**TO DO**
Reproduce every line of the material below, but drop the pictures.
── ITEMS
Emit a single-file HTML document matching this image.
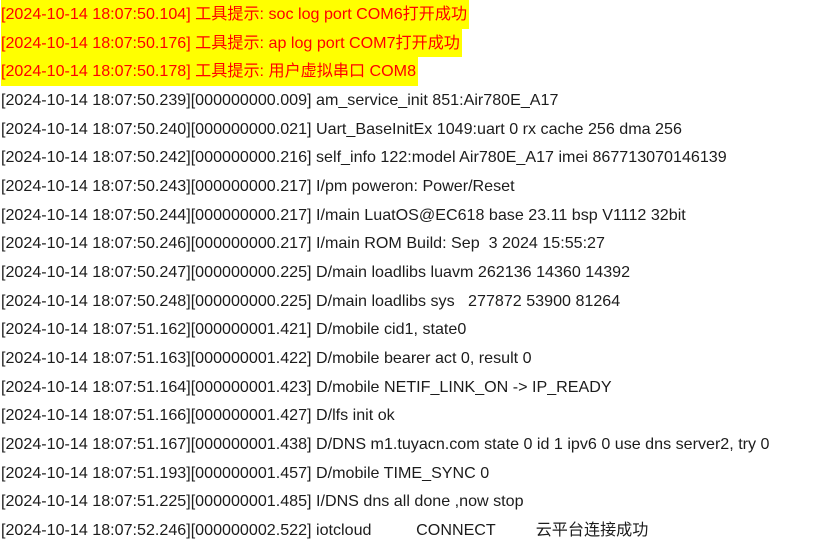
<!DOCTYPE html>
<html><head><meta charset="utf-8"><style>
body{margin:0;background:#fff;width:823px;height:551px;overflow:hidden}
.l{height:28.67px;line-height:28.67px;white-space:pre;font-family:"Liberation Sans","Noto Sans CJK SC",sans-serif;font-size:16.1px;color:#1c1c1c;padding-left:1px}
.y span{display:inline-block;background:#ffff00;color:#ff0000;height:28.67px;padding-right:2px}
</style></head><body>
<div class="l y"><span>[2024-10-14 18:07:50.104] 工具提示: soc log port COM6打开成功</span></div>
<div class="l y"><span>[2024-10-14 18:07:50.176] 工具提示: ap log port COM7打开成功</span></div>
<div class="l y"><span>[2024-10-14 18:07:50.178] 工具提示: 用户虚拟串口 COM8</span></div>
<div class="l">[2024-10-14 18:07:50.239][000000000.009] am_service_init 851:Air780E_A17</div>
<div class="l">[2024-10-14 18:07:50.240][000000000.021] Uart_BaseInitEx 1049:uart 0 rx cache 256 dma 256</div>
<div class="l">[2024-10-14 18:07:50.242][000000000.216] self_info 122:model Air780E_A17 imei 867713070146139</div>
<div class="l">[2024-10-14 18:07:50.243][000000000.217] I/pm poweron: Power/Reset</div>
<div class="l">[2024-10-14 18:07:50.244][000000000.217] I/main LuatOS@EC618 base 23.11 bsp V1112 32bit</div>
<div class="l">[2024-10-14 18:07:50.246][000000000.217] I/main ROM Build: Sep  3 2024 15:55:27</div>
<div class="l">[2024-10-14 18:07:50.247][000000000.225] D/main loadlibs luavm 262136 14360 14392</div>
<div class="l">[2024-10-14 18:07:50.248][000000000.225] D/main loadlibs sys   277872 53900 81264</div>
<div class="l">[2024-10-14 18:07:51.162][000000001.421] D/mobile cid1, state0</div>
<div class="l">[2024-10-14 18:07:51.163][000000001.422] D/mobile bearer act 0, result 0</div>
<div class="l">[2024-10-14 18:07:51.164][000000001.423] D/mobile NETIF_LINK_ON -&gt; IP_READY</div>
<div class="l">[2024-10-14 18:07:51.166][000000001.427] D/lfs init ok</div>
<div class="l">[2024-10-14 18:07:51.167][000000001.438] D/DNS m1.tuyacn.com state 0 id 1 ipv6 0 use dns server2, try 0</div>
<div class="l">[2024-10-14 18:07:51.193][000000001.457] D/mobile TIME_SYNC 0</div>
<div class="l">[2024-10-14 18:07:51.225][000000001.485] I/DNS dns all done ,now stop</div>
<div class="l">[2024-10-14 18:07:52.246][000000002.522] iotcloud          CONNECT         云平台连接成功</div>
</body></html>
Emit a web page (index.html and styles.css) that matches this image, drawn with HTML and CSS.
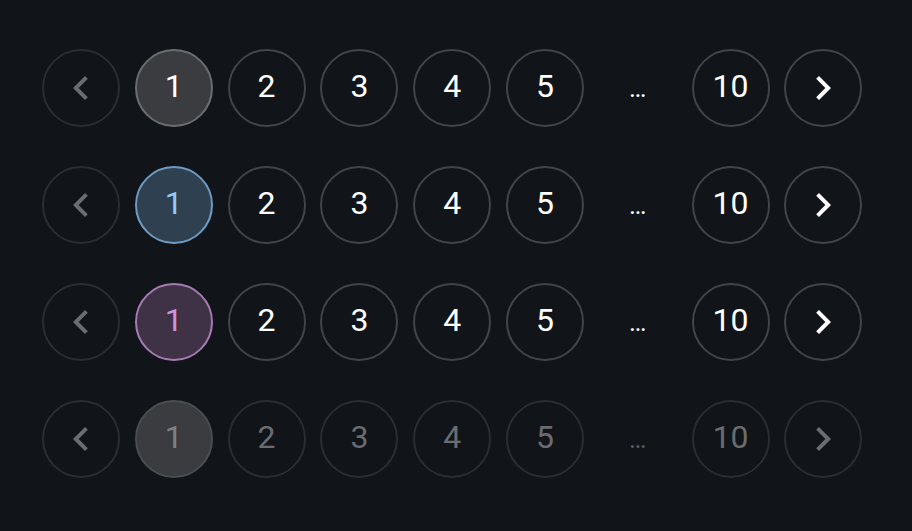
FILE: index.html
```html
<!DOCTYPE html>
<html>
<head>
  <title>Pagination</title>
  <link rel="stylesheet" href="styles.css">
</head>
<body>
<div id="pages">

  <nav class="pagination">
    <button class="item nav" disabled>
      <svg viewBox="0 0 24 24"><path d="M15.41 7.41L14 6l-6 6 6 6 1.41-1.41L10.83 12z"/></svg>
    </button>
    <button class="item selected">1</button>
    <button class="item">2</button>
    <button class="item">3</button>
    <button class="item">4</button>
    <button class="item">5</button>
    <div class="item ellipsis">…</div>
    <button class="item">10</button>
    <button class="item nav">
      <svg viewBox="0 0 24 24"><path d="M10 6L8.59 7.41 13.17 12l-4.58 4.59L10 18l6-6z"/></svg>
    </button>
  </nav>

  <nav class="pagination primary">
    <button class="item nav" disabled>
      <svg viewBox="0 0 24 24"><path d="M15.41 7.41L14 6l-6 6 6 6 1.41-1.41L10.83 12z"/></svg>
    </button>
    <button class="item selected">1</button>
    <button class="item">2</button>
    <button class="item">3</button>
    <button class="item">4</button>
    <button class="item">5</button>
    <div class="item ellipsis">…</div>
    <button class="item">10</button>
    <button class="item nav">
      <svg viewBox="0 0 24 24"><path d="M10 6L8.59 7.41 13.17 12l-4.58 4.59L10 18l6-6z"/></svg>
    </button>
  </nav>

  <nav class="pagination secondary">
    <button class="item nav" disabled>
      <svg viewBox="0 0 24 24"><path d="M15.41 7.41L14 6l-6 6 6 6 1.41-1.41L10.83 12z"/></svg>
    </button>
    <button class="item selected">1</button>
    <button class="item">2</button>
    <button class="item">3</button>
    <button class="item">4</button>
    <button class="item">5</button>
    <div class="item ellipsis">…</div>
    <button class="item">10</button>
    <button class="item nav">
      <svg viewBox="0 0 24 24"><path d="M10 6L8.59 7.41 13.17 12l-4.58 4.59L10 18l6-6z"/></svg>
    </button>
  </nav>

  <nav class="pagination disabled">
    <button class="item nav" disabled>
      <svg viewBox="0 0 24 24"><path d="M15.41 7.41L14 6l-6 6 6 6 1.41-1.41L10.83 12z"/></svg>
    </button>
    <button class="item selected" disabled>1</button>
    <button class="item" disabled>2</button>
    <button class="item" disabled>3</button>
    <button class="item" disabled>4</button>
    <button class="item" disabled>5</button>
    <div class="item ellipsis">…</div>
    <button class="item" disabled>10</button>
    <button class="item nav" disabled>
      <svg viewBox="0 0 24 24"><path d="M10 6L8.59 7.41 13.17 12l-4.58 4.59L10 18l6-6z"/></svg>
    </button>
  </nav>

</div>
</body>
</html>
```

FILE: styles.css
```css
html, body {
  height: 100%;
  margin: 0;
}

body {
  background-color: #111418;
  font-family: Roboto, 'Liberation Sans', sans-serif;
}

#pages {
  display: flex;
  flex-direction: column;
  gap: 39px;
  padding: 49px 0 0 42px;
}

.pagination {
  display: flex;
  gap: 14.8px;
}

.item {
  box-sizing: border-box;
  width: 78px;
  height: 78px;
  border-radius: 50%;
  border: 2px solid #424548;
  background: transparent;
  color: #ffffff;
  font-family: inherit;
  font-size: 32px;
  line-height: 1;
  padding: 0 0 4px 0;
  margin: 0;
  display: flex;
  justify-content: center;
  align-items: center;
}

.item svg {
  width: 48px;
  height: 48px;
  fill: currentColor;
}

.nav {
  padding: 0;
}

.nav:disabled {
  border-color: #2a2d31;
  color: #6a6c6f;
}

.ellipsis {
  border: none;
  padding: 0;
  font-size: 26px;
}

.selected {
  background-color: #3a3c3f;
  border-color: #6b6e71;
}

.primary .selected {
  background-color: #2f4050;
  border-color: #6e9bc3;
  color: #90caf9;
}

.secondary .selected {
  background-color: #3f3246;
  border-color: #a67bb3;
  color: #ce93d8;
}

.disabled .item {
  border-color: #2a2d31;
  color: #6a6c6f;
}

.disabled .ellipsis {
  color: #5c5e61;
}

.disabled .selected {
  background-color: #3a3c3f;
  border-color: #4b4e51;
  color: #7e8184;
}
```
────
**RESULT OF THE EXERCISE**
Emit a single-file HTML document matching this image.
<!DOCTYPE html>
<html><head><meta charset="utf-8"><style>
body{margin:0;background:#fff;width:823px;height:551px;overflow:hidden}
.l{height:28.67px;line-height:28.67px;white-space:pre;font-family:"Liberation Sans","Noto Sans CJK SC",sans-serif;font-size:16.1px;color:#1c1c1c;padding-left:1px}
.y span{display:inline-block;background:#ffff00;color:#ff0000;height:28.67px;padding-right:2px}
</style></head><body>
<div class="l y"><span>[2024-10-14 18:07:50.104] 工具提示: soc log port COM6打开成功</span></div>
<div class="l y"><span>[2024-10-14 18:07:50.176] 工具提示: ap log port COM7打开成功</span></div>
<div class="l y"><span>[2024-10-14 18:07:50.178] 工具提示: 用户虚拟串口 COM8</span></div>
<div class="l">[2024-10-14 18:07:50.239][000000000.009] am_service_init 851:Air780E_A17</div>
<div class="l">[2024-10-14 18:07:50.240][000000000.021] Uart_BaseInitEx 1049:uart 0 rx cache 256 dma 256</div>
<div class="l">[2024-10-14 18:07:50.242][000000000.216] self_info 122:model Air780E_A17 imei 867713070146139</div>
<div class="l">[2024-10-14 18:07:50.243][000000000.217] I/pm poweron: Power/Reset</div>
<div class="l">[2024-10-14 18:07:50.244][000000000.217] I/main LuatOS@EC618 base 23.11 bsp V1112 32bit</div>
<div class="l">[2024-10-14 18:07:50.246][000000000.217] I/main ROM Build: Sep  3 2024 15:55:27</div>
<div class="l">[2024-10-14 18:07:50.247][000000000.225] D/main loadlibs luavm 262136 14360 14392</div>
<div class="l">[2024-10-14 18:07:50.248][000000000.225] D/main loadlibs sys   277872 53900 81264</div>
<div class="l">[2024-10-14 18:07:51.162][000000001.421] D/mobile cid1, state0</div>
<div class="l">[2024-10-14 18:07:51.163][000000001.422] D/mobile bearer act 0, result 0</div>
<div class="l">[2024-10-14 18:07:51.164][000000001.423] D/mobile NETIF_LINK_ON -&gt; IP_READY</div>
<div class="l">[2024-10-14 18:07:51.166][000000001.427] D/lfs init ok</div>
<div class="l">[2024-10-14 18:07:51.167][000000001.438] D/DNS m1.tuyacn.com state 0 id 1 ipv6 0 use dns server2, try 0</div>
<div class="l">[2024-10-14 18:07:51.193][000000001.457] D/mobile TIME_SYNC 0</div>
<div class="l">[2024-10-14 18:07:51.225][000000001.485] I/DNS dns all done ,now stop</div>
<div class="l">[2024-10-14 18:07:52.246][000000002.522] iotcloud          CONNECT         云平台连接成功</div>
</body></html>
Emit a web page (index.html and styles.css) that matches this image, drawn with HTML and CSS.
FILE: index.html
```html
<!DOCTYPE html>
<html>
<head>
  <title>Pagination</title>
  <link rel="stylesheet" href="styles.css">
</head>
<body>
<div id="pages">

  <nav class="pagination">
    <button class="item nav" disabled>
      <svg viewBox="0 0 24 24"><path d="M15.41 7.41L14 6l-6 6 6 6 1.41-1.41L10.83 12z"/></svg>
    </button>
    <button class="item selected">1</button>
    <button class="item">2</button>
    <button class="item">3</button>
    <button class="item">4</button>
    <button class="item">5</button>
    <div class="item ellipsis">…</div>
    <button class="item">10</button>
    <button class="item nav">
      <svg viewBox="0 0 24 24"><path d="M10 6L8.59 7.41 13.17 12l-4.58 4.59L10 18l6-6z"/></svg>
    </button>
  </nav>

  <nav class="pagination primary">
    <button class="item nav" disabled>
      <svg viewBox="0 0 24 24"><path d="M15.41 7.41L14 6l-6 6 6 6 1.41-1.41L10.83 12z"/></svg>
    </button>
    <button class="item selected">1</button>
    <button class="item">2</button>
    <button class="item">3</button>
    <button class="item">4</button>
    <button class="item">5</button>
    <div class="item ellipsis">…</div>
    <button class="item">10</button>
    <button class="item nav">
      <svg viewBox="0 0 24 24"><path d="M10 6L8.59 7.41 13.17 12l-4.58 4.59L10 18l6-6z"/></svg>
    </button>
  </nav>

  <nav class="pagination secondary">
    <button class="item nav" disabled>
      <svg viewBox="0 0 24 24"><path d="M15.41 7.41L14 6l-6 6 6 6 1.41-1.41L10.83 12z"/></svg>
    </button>
    <button class="item selected">1</button>
    <button class="item">2</button>
    <button class="item">3</button>
    <button class="item">4</button>
    <button class="item">5</button>
    <div class="item ellipsis">…</div>
    <button class="item">10</button>
    <button class="item nav">
      <svg viewBox="0 0 24 24"><path d="M10 6L8.59 7.41 13.17 12l-4.58 4.59L10 18l6-6z"/></svg>
    </button>
  </nav>

  <nav class="pagination disabled">
    <button class="item nav" disabled>
      <svg viewBox="0 0 24 24"><path d="M15.41 7.41L14 6l-6 6 6 6 1.41-1.41L10.83 12z"/></svg>
    </button>
    <button class="item selected" disabled>1</button>
    <button class="item" disabled>2</button>
    <button class="item" disabled>3</button>
    <button class="item" disabled>4</button>
    <button class="item" disabled>5</button>
    <div class="item ellipsis">…</div>
    <button class="item" disabled>10</button>
    <button class="item nav" disabled>
      <svg viewBox="0 0 24 24"><path d="M10 6L8.59 7.41 13.17 12l-4.58 4.59L10 18l6-6z"/></svg>
    </button>
  </nav>

</div>
</body>
</html>
```

FILE: styles.css
```css
html, body {
  height: 100%;
  margin: 0;
}

body {
  background-color: #111418;
  font-family: Roboto, 'Liberation Sans', sans-serif;
}

#pages {
  display: flex;
  flex-direction: column;
  gap: 39px;
  padding: 49px 0 0 42px;
}

.pagination {
  display: flex;
  gap: 14.8px;
}

.item {
  box-sizing: border-box;
  width: 78px;
  height: 78px;
  border-radius: 50%;
  border: 2px solid #424548;
  background: transparent;
  color: #ffffff;
  font-family: inherit;
  font-size: 32px;
  line-height: 1;
  padding: 0 0 4px 0;
  margin: 0;
  display: flex;
  justify-content: center;
  align-items: center;
}

.item svg {
  width: 48px;
  height: 48px;
  fill: currentColor;
}

.nav {
  padding: 0;
}

.nav:disabled {
  border-color: #2a2d31;
  color: #6a6c6f;
}

.ellipsis {
  border: none;
  padding: 0;
  font-size: 26px;
}

.selected {
  background-color: #3a3c3f;
  border-color: #6b6e71;
}

.primary .selected {
  background-color: #2f4050;
  border-color: #6e9bc3;
  color: #90caf9;
}

.secondary .selected {
  background-color: #3f3246;
  border-color: #a67bb3;
  color: #ce93d8;
}

.disabled .item {
  border-color: #2a2d31;
  color: #6a6c6f;
}

.disabled .ellipsis {
  color: #5c5e61;
}

.disabled .selected {
  background-color: #3a3c3f;
  border-color: #4b4e51;
  color: #7e8184;
}
```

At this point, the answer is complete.